The book collects thirteen novellas, novelettes and short stories by various science fiction authors, with an introduction, notes and concluding essays by Carr and Charles N. Brown. The stories were previously published in 1984 in the magazines Isaac Asimov's Science Fiction Magazine, Analog Science Fiction and Fact, Omni, The Magazine of Fantasy & Science Fiction, and Interzone, and the anthologies Habitats, Universe 14, and Light Years and Dark: Science Fiction and Fantasy Of and For Our Time.

==Contents==
- "Introduction" (Terry Carr)
- "Press Enter []" (John Varley)
- "Blued Moon" (Connie Willis)
- "Summer Solstice" (Charles L. Harness)
- "Morning Child" (Gardner Dozois)
- "The Aliens Who Knew, I Mean, Everything" (George Alec Effinger)
- "A Day in the Skin (or, The Century We Were Out of Them)" (Tanith Lee)
- "Instructions" (Bob Leman)
- "The Lucky Strike" (Kim Stanley Robinson)
- "Green Hearts" (Lee Montgomerie)
- "Bloodchild" (Octavia E. Butler)
- "Trojan Horse" (Michael Swanwick)
- "Fears" (Pamela Sargent)
- "Trinity" (Nancy Kress)
- "1984, the SF Year in Review" (Charles N. Brown)
- "Recommended Reading" (Terry Carr)

==Reception==
Dave Langford reviewed Terry Carr's Best Science Fiction of the Year for White Dwarf #72, and stated that "I don't much like Varley's tale, whose flashy surface covers a thin and familiar technophobic theme. but most of the rest are ace stuff."

===Awards===
The anthology placed third in the 1986 Locus Poll Award for Best Anthology.
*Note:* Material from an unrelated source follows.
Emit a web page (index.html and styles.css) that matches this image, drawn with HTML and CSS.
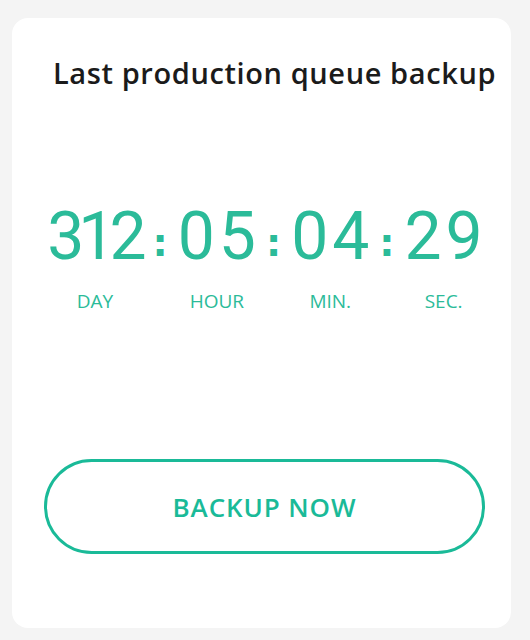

"Press Enter []" won the 1984 Nebula Award for Best Novella, the 1985 SF Chronicle Award for Best Novella, and the 1985 Hugo Award for Best Novella, and placed first in the 1985 Locus Poll Award for Best Novella.

"Blued Moon" was nominated for the 1985 Hugo Award for Best Novelette and placed third in the 1985 Locus Poll Award, Best Novelette.

"Summer Solstice" was nominated for the 1984 Analog Award for Best Novella/Novelette and the 1985 Hugo Award for Best Novella, and placed eighth in the 1985 Locus Poll Award for Best Novelette.

"Morning Child" won the 1984 Nebula Award for Best Short Story, was nominated for the 1985 SF Chronicle Award for Best Short Story, and placed twenty-second in the 1985 Locus Poll Award for Best Short Story.

"The Aliens Who Knew, I Mean, Everything" was nominated for the 1984 Nebula Award for Best Short Story, the 1985 SF Chronicle Award for Best Short Story, and the 1985 Hugo Award for Best Short Story, and placed third in the 1985 Locus Poll Award for Best Short Story.

"The Lucky Strike" was nominated for the 1984 Nebula Award for Best Novelette, the 1985 Hugo Award for Best Novelette, and the 1985 SF Chronicle Award for Best Novelette, and placed fourth in the 1985 Locus Poll Award for Best Novelette.

"Bloodchild" won the 1984 Nebula Award for Best Novelette, the 1985 SF Chronicle Award for Best Novelette, and the 1985 Hugo Award for Best Novelette, and placed first in the 1985 Locus Poll Award for Best Novelette.

"Trojan Horse" was nominated for the 1984 Nebula Award for Best Novelette and placed thirteenth in the 1985 Locus Poll Award for Best Novelette.

"Fears" placed eighteenth in the 1985 Locus Poll Award for Best Short Story.

"Trinity" was nominated for the 1984 Nebula Award for Best Novella and the 1985 SF Chronicle Award for Best Novella, placed sixth in the 1985 Locus Poll Award for Best Novella, and was a preliminary nominee for the 1986 Prometheus Award for Best Libertarian SF Novel.